▶ [Your objective]: Copy the listing below in full and skip every picture.
---
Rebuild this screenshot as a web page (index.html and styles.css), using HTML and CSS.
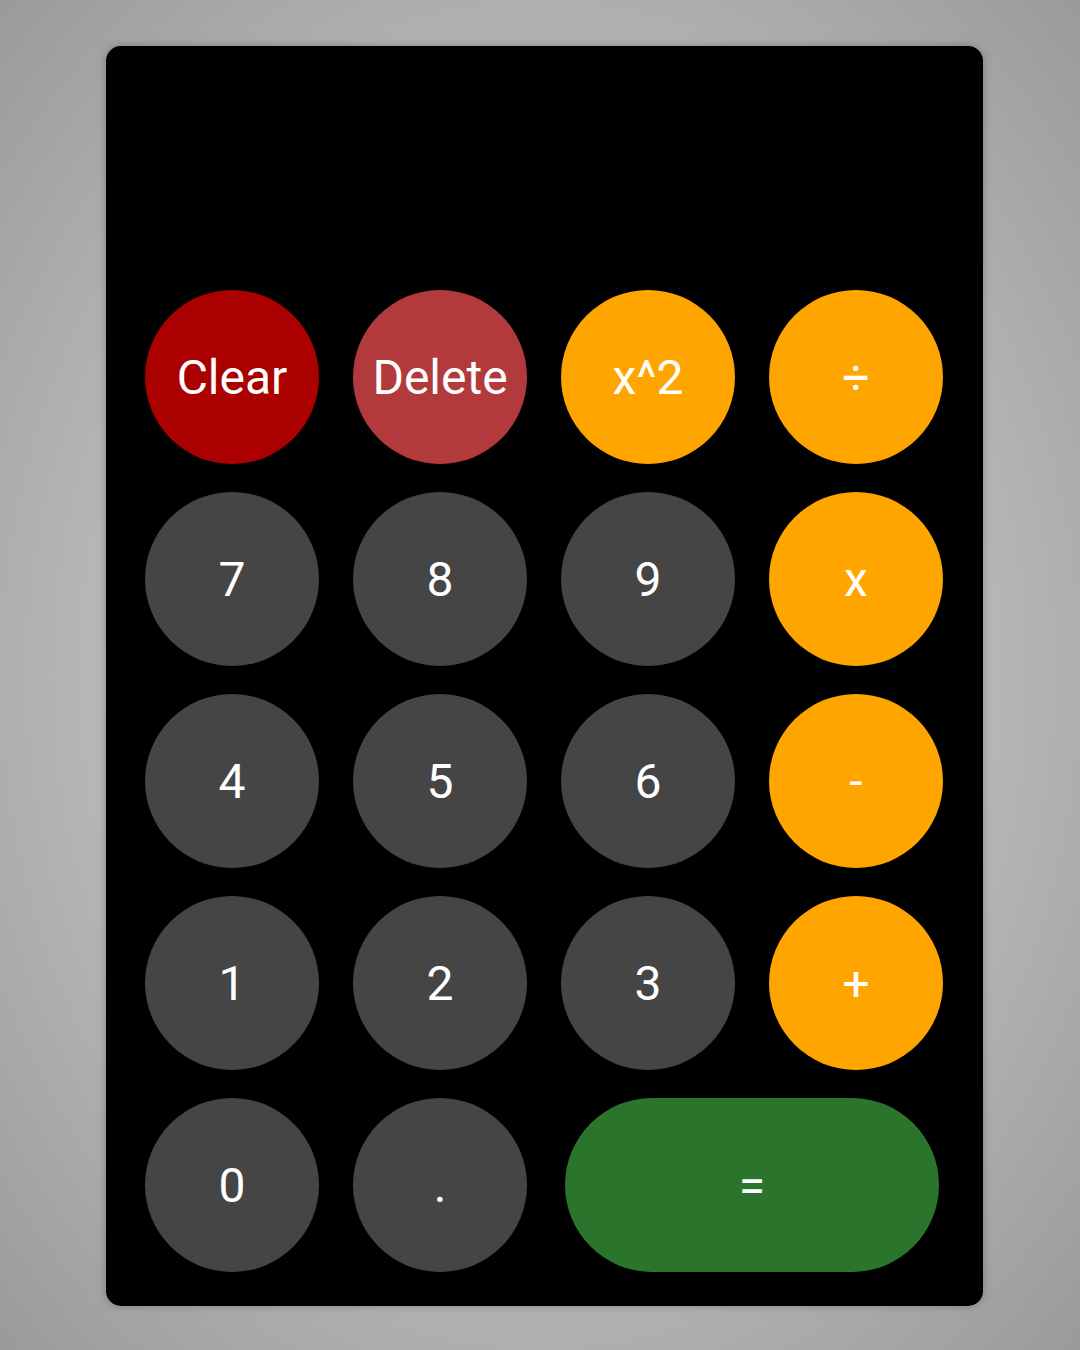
FILE: index.html
```html
<!DOCTYPE html>
<html lang="en">
<head>
<meta charset="utf-8">
<title>Calculator</title>
<link rel="stylesheet" href="styles.css">
</head>
<body>
<div class="page">
  <div class="calculator">
    <div class="display"></div>
    <div class="keys">
      <button class="key clear">Clear</button>
      <button class="key delete">Delete</button>
      <button class="key op">x^2</button>
      <button class="key op">÷</button>
      <button class="key num">7</button>
      <button class="key num">8</button>
      <button class="key num">9</button>
      <button class="key op">x</button>
      <button class="key num">4</button>
      <button class="key num">5</button>
      <button class="key num">6</button>
      <button class="key op">-</button>
      <button class="key num">1</button>
      <button class="key num">2</button>
      <button class="key num">3</button>
      <button class="key op">+</button>
      <button class="key num">0</button>
      <button class="key num">.</button>
      <button class="key equals">=</button>
    </div>
  </div>
</div>
</body>
</html>
```
FILE: styles.css
```css
html, body {
  margin: 0;
  padding: 0;
}
body {
  width: 1080px;
  height: 1350px;
  overflow: hidden;
  background: radial-gradient(ellipse at 50% 50%, #cbcbcb 0%, #c0c0c0 45%, #9a9a9a 100%);
  font-family: Roboto, "Liberation Sans", sans-serif;
}
.page {
  padding: 46px 0 0 106px;
}
.calculator {
  width: 877px;
  height: 1260px;
  box-sizing: border-box;
  background: #000;
  border-radius: 15px;
  box-shadow: 0 0 8px rgba(0, 0, 0, 0.25);
  padding: 0 40px 34px 39px;
  display: flex;
  flex-direction: column;
}
.display {
  height: 244px;
  flex: none;
}
.keys {
  display: grid;
  grid-template-columns: repeat(4, 174px);
  grid-auto-rows: 174px;
  column-gap: 34px;
  row-gap: 28px;
}
.key {
  width: 174px;
  height: 174px;
  border: none;
  border-radius: 50%;
  color: #fff;
  font-family: Roboto, "Liberation Sans", sans-serif;
  font-size: 48px;
  padding: 0;
  margin: 0;
  display: flex;
  align-items: center;
  justify-content: center;
}
.clear { background: #aa0000; }
.delete { background: #b23a3c; }
.op { background: #ffa500; }
.num { background: #454545; }
.equals {
  grid-column: 3 / span 2;
  justify-self: center;
  width: 374px;
  border-radius: 87px;
  background: #2b742b;
}
```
---
▶ [Result for this exercise]:
Rebuild this screenshot as a web page (index.html and styles.css), using HTML and CSS.
FILE: index.html
```html
<!DOCTYPE html>
<html lang="en">
<head>
<meta charset="utf-8">
<title>Calculator</title>
<link rel="stylesheet" href="styles.css">
</head>
<body>
<div class="page">
  <div class="calculator">
    <div class="display"></div>
    <div class="keys">
      <button class="key clear">Clear</button>
      <button class="key delete">Delete</button>
      <button class="key op">x^2</button>
      <button class="key op">÷</button>
      <button class="key num">7</button>
      <button class="key num">8</button>
      <button class="key num">9</button>
      <button class="key op">x</button>
      <button class="key num">4</button>
      <button class="key num">5</button>
      <button class="key num">6</button>
      <button class="key op">-</button>
      <button class="key num">1</button>
      <button class="key num">2</button>
      <button class="key num">3</button>
      <button class="key op">+</button>
      <button class="key num">0</button>
      <button class="key num">.</button>
      <button class="key equals">=</button>
    </div>
  </div>
</div>
</body>
</html>
```
FILE: styles.css
```css
html, body {
  margin: 0;
  padding: 0;
}
body {
  width: 1080px;
  height: 1350px;
  overflow: hidden;
  background: radial-gradient(ellipse at 50% 50%, #cbcbcb 0%, #c0c0c0 45%, #9a9a9a 100%);
  font-family: Roboto, "Liberation Sans", sans-serif;
}
.page {
  padding: 46px 0 0 106px;
}
.calculator {
  width: 877px;
  height: 1260px;
  box-sizing: border-box;
  background: #000;
  border-radius: 15px;
  box-shadow: 0 0 8px rgba(0, 0, 0, 0.25);
  padding: 0 40px 34px 39px;
  display: flex;
  flex-direction: column;
}
.display {
  height: 244px;
  flex: none;
}
.keys {
  display: grid;
  grid-template-columns: repeat(4, 174px);
  grid-auto-rows: 174px;
  column-gap: 34px;
  row-gap: 28px;
}
.key {
  width: 174px;
  height: 174px;
  border: none;
  border-radius: 50%;
  color: #fff;
  font-family: Roboto, "Liberation Sans", sans-serif;
  font-size: 48px;
  padding: 0;
  margin: 0;
  display: flex;
  align-items: center;
  justify-content: center;
}
.clear { background: #aa0000; }
.delete { background: #b23a3c; }
.op { background: #ffa500; }
.num { background: #454545; }
.equals {
  grid-column: 3 / span 2;
  justify-self: center;
  width: 374px;
  border-radius: 87px;
  background: #2b742b;
}
```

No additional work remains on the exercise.